#### What the task asks:
Leave out the pictures and set down exactly the lines from the start of the listing through the one with "string; fill?: string;", both included.

******

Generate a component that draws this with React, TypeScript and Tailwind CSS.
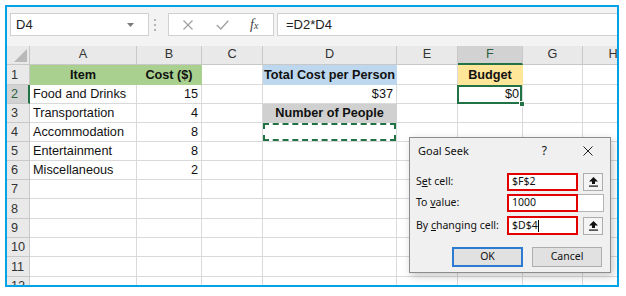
import React from "react";

type Cell = { t?: string; fill?: string; bold?: boolean; align?: "l" | "c" | "r"; kind?: "active" | "dashed" };

const data: Record<string, Cell> = {
  "1A": { t: "Item", fill: "green", bold: true, align: "c" },
  "1B": { t: "Cost ($)", fill: "green", bold: true, align: "c" },
  "1D": { t: "Total Cost per Person", fill: "blue", bold: true, align: "c" },
  "1F": { t: "Budget", fill: "yellow", bold: true, align: "c" },
  "2A": { t: "Food and Drinks" },
  "2B": { t: "15", align: "r" },
  "2D": { t: "$37", align: "r" },
  "2F": { t: "$0", align: "r", kind: "active" },
  "3A": { t: "Transportation" },
  "3B": { t: "4", align: "r" },
  "3D": { t: "Number of People", fill: "gray", bold: true, align: "c" },
  "4A": { t: "Accommodation" },
  "4B": { t: "8", align: "r" },
  "4D": { kind: "dashed" },
  "5A": { t: "Entertainment" },
  "5B": { t: "8", align: "r" },
  "6A": { t: "Miscellaneous" },
  "6B": { t: "2", align: "r" },
};

const fillCls: Record<string, string> = {
  green: "bg-[#a9d08e] border-[#a9d08e]",
  blue: "bg-[#bdd7ee] border-[#bdd7ee]",
  yellow: "bg-[#ffe699] border-[#ffe699]",
  gray: "bg-[#d0d0d0] border-[#d0d0d0]",
};

const letters = ["A", "B", "C", "D", "E", "F", "G", "H"];
const rows = [1, 2, 3, 4, 5, 6, 7, 8, 9, 10, 11, 12];

function RefButton() {
  return (
    <div className="w-[20px] h-[18px] bg-[#f4f4f4] border border-[#adadad] flex items-center justify-center">
      <svg width="9" height="10" viewBox="0 0 9 10">
        <path d="M4.5 0 L9 4.5 H6 V7 H3 V4.5 H0 Z" fill="#111" />
        <rect x="0" y="8.5" width="9" height="1.2" fill="#111" />
      </svg>
    </div>
  );
}

export default function App() {
  return (
    <div className="relative w-[626px] h-[296px] bg-white overflow-hidden pl-[5px] pt-[5px] font-['Liberation_Sans',Arial,sans-serif]">
      <div className="w-[614px] h-[282px] border-2 border-[#00a2e8] flex flex-col overflow-hidden bg-white">
        {/* Formula bar */}
        <div className="h-[39px] shrink-0 bg-[#f3f3f3] flex items-start pt-[6px] pl-[3px]">
          <div className="w-[139px] h-[23px] bg-white border border-[#d0d0d0] flex items-center pl-[5px] pr-[14px] text-[13px] text-[#222]">
            <span className="flex-1">D4</span>
            <svg width="7" height="4" viewBox="0 0 7 4">
              <path d="M0 0 H7 L3.5 4 Z" fill="#7a7a7a" />
            </svg>
          </div>
          <div className="ml-[5px] mt-[6px] flex flex-col gap-[3px]">
            <div className="w-[2px] h-[2px] bg-[#b4b4b4]" />
            <div className="w-[2px] h-[2px] bg-[#b4b4b4]" />
            <div className="w-[2px] h-[2px] bg-[#b4b4b4]" />
          </div>
          <div className="ml-[12px] w-[106px] h-[23px] bg-white border border-[#d0d0d0] flex items-center pl-[14px]">
            <svg width="10" height="10" viewBox="0 0 10 10">
              <path d="M0.5 0.5 L9.5 9.5 M9.5 0.5 L0.5 9.5" stroke="#a0a0a0" strokeWidth="1.2" />
            </svg>
            <svg className="ml-[23px]" width="13" height="10" viewBox="0 0 13 10">
              <path d="M0.8 5 L4.8 9 L12.3 0.8" stroke="#a0a0a0" strokeWidth="1.3" fill="none" />
            </svg>
            <span className="ml-[21px] font-['Liberation_Serif',serif] italic text-[14px] text-[#444] leading-none">
              f<span className="text-[10px]">x</span>
            </span>
          </div>
          <div className="ml-[3px] flex-1 h-[23px] bg-white border border-[#d0d0d0] border-r-0 flex items-center pl-[8px] text-[13px] text-[#222]">
            =D2*D4
          </div>
        </div>

        {/* Grid */}
        <div className="flex-1 overflow-hidden bg-white">
          <div className="grid w-max grid-cols-[23px_107px_65px_61px_134px_61px_65px_60px_61px] grid-rows-[19px_20px_19px_19px_19px_19px_19px_19px_20px_19px_19px_20px_19px] text-[12.7px] leading-[15px] text-[#111]">
            <div className="bg-[#e9e9e9] border-r border-b border-[#c8c8c8] flex items-end justify-end pr-[2px] pb-[2px]">
              <svg width="13" height="13" viewBox="0 0 13 13">
                <path d="M13 0 V13 H0 Z" fill="#b9b9b9" />
              </svg>
            </div>
            {letters.map((l) =>
              l === "F" ? (
                <div key={l} className="bg-[#d2d2d2] border-r border-[#c8c8c8] border-b-2 border-b-[#217346] flex items-end pb-[1px] justify-center text-[#2c5f3f]">
                  {l}
                </div>
              ) : (
                <div key={l} className="bg-[#e9e9e9] border-r border-b border-[#c8c8c8] flex items-end pb-[2px] justify-center text-[#333]">
                  {l}
                </div>
              )
            )}
            {rows.map((r) => (
              <React.Fragment key={r}>
                {r === 2 ? (
                  <div className="bg-[#d2d2d2] border-b border-[#c8c8c8] border-r-2 border-r-[#217346] flex items-end pb-[1px] pl-[4px] text-[#2c5f3f]">
                    {r}
                  </div>
                ) : (
                  <div className="bg-[#e9e9e9] border-r border-b border-[#c8c8c8] flex items-end pb-[1px] pl-[4px] text-[#333]">
                    {r}
                  </div>
                )}
                {letters.map((l) => {
                  const c = data[`${r}${l}`] || {};
                  const colors = c.fill ? fillCls[c.fill] : "border-[#d9d9d9]";
                  const align =
                    c.align === "c" ? "justify-center" : c.align === "r" ? "justify-end pr-[3px]" : "pl-[3px]";
                  return (
                    <div
                      key={l}
                      className={`relative flex items-end pb-[1px] whitespace-nowrap border-r border-b ${colors} ${align} ${
                        c.bold ? "font-bold" : ""
                      } ${c.kind === "active" ? "z-10" : ""}`}
                    >
                      {c.t}
                      {c.kind === "active" && (
                        <>
                          <div className="absolute -left-[1px] top-0 right-0 -bottom-[1px] border-2 border-[#217346]" />
                          <div className="absolute -right-[3px] -bottom-[4px] w-[6px] h-[6px] bg-[#217346] border border-white" />
                        </>
                      )}
                      {c.kind === "dashed" && (
                        <div className="absolute inset-0 border-2 border-dashed border-[#217346]" />
                      )}
                    </div>
                  );
                })}
              </React.Fragment>
            ))}
          </div>
        </div>
      </div>

      {/* Goal Seek dialog */}
      <div className="absolute left-[409px] top-[137px] w-[202px] h-[136px] bg-[#f0f0f0] border border-[#8c8c8c] shadow-[2px_3px_8px_rgba(0,0,0,0.22)] font-['Noto_Sans','Segoe_UI',sans-serif] text-[10.5px] text-[#111] flex flex-col">
        <div className="h-[26px] flex items-center pl-[8px] pr-[17px]">
          <span className="text-[11px] flex-1">Goal Seek</span>
          <span className="text-[12px] mr-[36px]">?</span>
          <svg width="10" height="10" viewBox="0 0 10 10">
            <path d="M0.5 0.5 L9.5 9.5 M9.5 0.5 L0.5 9.5" stroke="#222" strokeWidth="1" />
          </svg>
        </div>
        <div className="mt-[9px] flex items-center pl-[6px] h-[18px]">
          <span className="w-[91px]">
            S<span className="underline">e</span>t cell:
          </span>
          <div className="w-[71px] h-[18px] bg-white border-2 border-[#e30000] flex items-center pl-[3px]">$F$2</div>
          <div className="ml-[5px]">
            <RefButton />
          </div>
        </div>
        <div className="mt-[3px] flex items-center pl-[6px] h-[18px]">
          <span className="w-[91px]">
            To <span className="underline">v</span>alue:
          </span>
          <div className="w-[71px] h-[18px] bg-white border-2 border-[#e30000] flex items-center pl-[3px]">1000</div>
          <div className="w-[26px] h-[18px] bg-white border-y border-r border-[#b5b5b5]" />
        </div>
        <div className="mt-[4px] flex items-center pl-[6px] h-[19px]">
          <span className="w-[91px]">
            By <span className="underline">c</span>hanging cell:
          </span>
          <div className="w-[71px] h-[19px] bg-white border-2 border-[#e30000] flex items-center pl-[3px]">
            $D$4<span className="w-[1px] h-[12px] bg-black" />
          </div>
          <div className="ml-[5px]">
            <RefButton />
          </div>
        </div>
        <div className="mt-[12px] flex justify-end pr-[8px] gap-[9px]">
          <div className="w-[71px] h-[20px] bg-[#e1e1e1] border-2 border-[#2b7bd3] flex items-center justify-center">OK</div>
          <div className="w-[70px] h-[20px] bg-[#e1e1e1] border border-[#adadad] flex items-center justify-center">Cancel</div>
        </div>
      </div>
    </div>
  );
}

******

#### Task output:
Generate a component that draws this with React, TypeScript and Tailwind CSS.
import React from "react";

type Cell = { t?: string; fill?: string; bold?: boolean; align?: "l" | "c" | "r"; kind?: "active" | "dashed" };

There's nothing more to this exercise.